Rows from a dataset of pages and code >>
━━━━━━━━━━

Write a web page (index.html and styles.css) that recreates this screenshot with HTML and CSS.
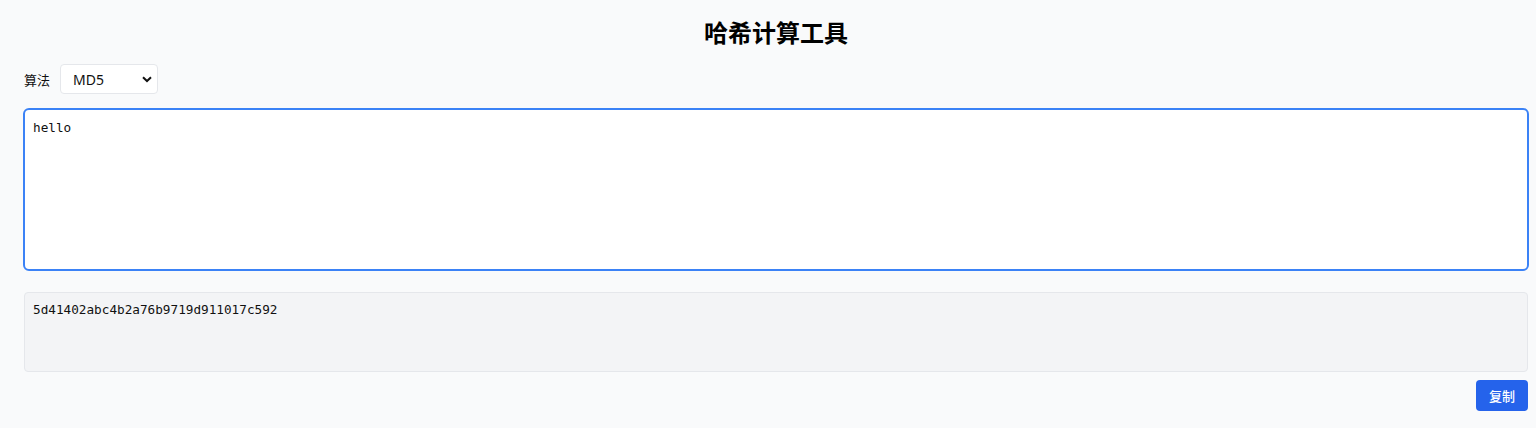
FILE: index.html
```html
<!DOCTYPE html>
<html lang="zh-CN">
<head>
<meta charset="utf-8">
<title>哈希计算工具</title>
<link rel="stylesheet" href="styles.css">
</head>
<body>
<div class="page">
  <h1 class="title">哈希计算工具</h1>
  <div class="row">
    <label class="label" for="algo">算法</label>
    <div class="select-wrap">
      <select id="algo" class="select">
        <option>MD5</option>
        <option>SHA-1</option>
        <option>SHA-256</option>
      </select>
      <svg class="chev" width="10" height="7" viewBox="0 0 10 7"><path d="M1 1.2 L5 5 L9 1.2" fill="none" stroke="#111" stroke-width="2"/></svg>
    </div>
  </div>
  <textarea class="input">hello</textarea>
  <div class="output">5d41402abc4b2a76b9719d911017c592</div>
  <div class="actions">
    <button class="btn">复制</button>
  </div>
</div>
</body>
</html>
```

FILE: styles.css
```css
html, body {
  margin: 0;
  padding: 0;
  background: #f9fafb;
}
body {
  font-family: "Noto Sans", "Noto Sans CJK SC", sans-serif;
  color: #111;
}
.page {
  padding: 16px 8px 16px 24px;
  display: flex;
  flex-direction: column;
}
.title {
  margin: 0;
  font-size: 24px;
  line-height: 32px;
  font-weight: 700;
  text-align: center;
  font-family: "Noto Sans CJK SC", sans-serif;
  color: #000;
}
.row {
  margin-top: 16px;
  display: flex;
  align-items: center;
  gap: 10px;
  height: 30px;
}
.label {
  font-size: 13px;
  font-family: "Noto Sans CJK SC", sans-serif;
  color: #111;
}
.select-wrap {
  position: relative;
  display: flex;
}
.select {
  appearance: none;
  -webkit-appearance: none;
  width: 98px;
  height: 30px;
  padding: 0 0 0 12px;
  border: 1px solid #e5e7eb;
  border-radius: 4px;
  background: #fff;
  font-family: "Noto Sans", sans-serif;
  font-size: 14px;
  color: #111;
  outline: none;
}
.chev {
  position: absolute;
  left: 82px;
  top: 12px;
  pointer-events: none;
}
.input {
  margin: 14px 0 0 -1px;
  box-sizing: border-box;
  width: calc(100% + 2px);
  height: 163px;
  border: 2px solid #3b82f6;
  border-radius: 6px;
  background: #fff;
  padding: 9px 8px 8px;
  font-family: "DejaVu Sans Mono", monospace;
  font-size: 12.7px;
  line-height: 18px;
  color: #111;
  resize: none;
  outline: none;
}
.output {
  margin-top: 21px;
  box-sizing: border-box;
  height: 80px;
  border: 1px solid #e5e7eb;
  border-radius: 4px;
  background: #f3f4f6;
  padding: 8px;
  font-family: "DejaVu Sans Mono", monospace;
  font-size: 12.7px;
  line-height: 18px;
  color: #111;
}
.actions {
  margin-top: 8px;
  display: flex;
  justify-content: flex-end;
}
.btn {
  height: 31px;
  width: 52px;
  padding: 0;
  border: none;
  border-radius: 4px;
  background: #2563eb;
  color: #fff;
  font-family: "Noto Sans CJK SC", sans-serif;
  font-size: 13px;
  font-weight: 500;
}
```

━━━━━━━━━━

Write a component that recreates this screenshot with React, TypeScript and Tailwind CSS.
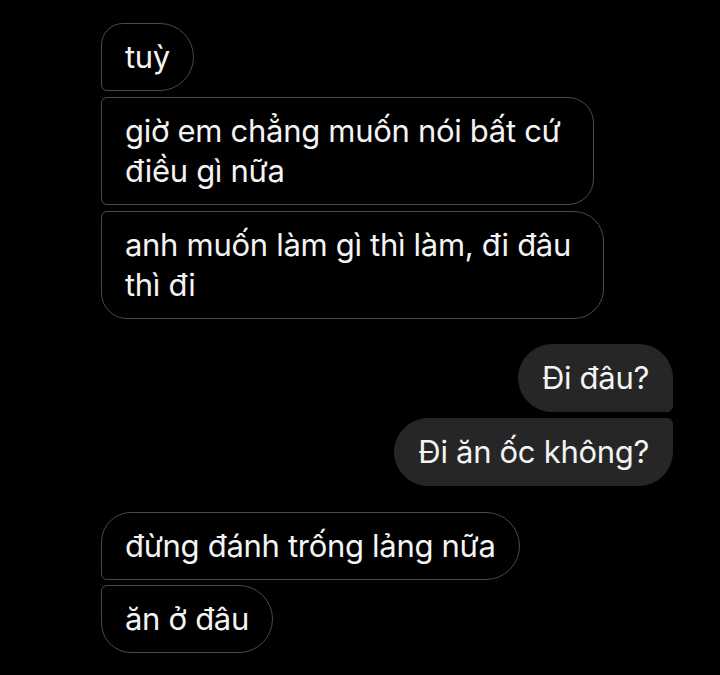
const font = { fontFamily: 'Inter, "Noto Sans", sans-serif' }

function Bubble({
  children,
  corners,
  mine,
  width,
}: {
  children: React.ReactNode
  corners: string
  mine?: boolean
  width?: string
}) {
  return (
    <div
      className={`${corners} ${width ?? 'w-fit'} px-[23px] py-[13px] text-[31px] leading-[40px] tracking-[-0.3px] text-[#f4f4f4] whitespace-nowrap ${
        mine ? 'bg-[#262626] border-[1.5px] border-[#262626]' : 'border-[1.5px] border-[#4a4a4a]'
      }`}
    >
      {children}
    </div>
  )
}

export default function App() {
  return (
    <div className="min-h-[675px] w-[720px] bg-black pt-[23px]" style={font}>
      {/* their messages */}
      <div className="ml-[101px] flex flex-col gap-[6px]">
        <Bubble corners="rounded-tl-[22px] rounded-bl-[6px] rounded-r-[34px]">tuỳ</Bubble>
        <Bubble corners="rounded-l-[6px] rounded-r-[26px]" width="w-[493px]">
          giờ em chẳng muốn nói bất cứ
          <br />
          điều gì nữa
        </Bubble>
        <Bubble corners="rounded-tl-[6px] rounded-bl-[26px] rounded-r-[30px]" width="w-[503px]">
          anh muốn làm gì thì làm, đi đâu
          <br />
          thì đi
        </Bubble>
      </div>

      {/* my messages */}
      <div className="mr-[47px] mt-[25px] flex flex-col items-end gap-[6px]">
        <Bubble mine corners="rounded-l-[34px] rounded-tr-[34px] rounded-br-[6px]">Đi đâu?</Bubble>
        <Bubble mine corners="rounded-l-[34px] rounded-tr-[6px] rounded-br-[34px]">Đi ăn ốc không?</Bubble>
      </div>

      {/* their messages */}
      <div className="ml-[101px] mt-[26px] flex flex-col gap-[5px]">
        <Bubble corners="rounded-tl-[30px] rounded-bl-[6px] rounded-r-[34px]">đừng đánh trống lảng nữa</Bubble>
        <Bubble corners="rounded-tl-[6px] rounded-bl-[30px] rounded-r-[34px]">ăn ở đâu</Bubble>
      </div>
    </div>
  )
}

━━━━━━━━━━

Stated task >>
Identify all lines where the word "index" shows up. Copy them.

Output of the exercise >>
Write a web page (index.html and styles.css) that recreates this screenshot with HTML and CSS.
FILE: index.html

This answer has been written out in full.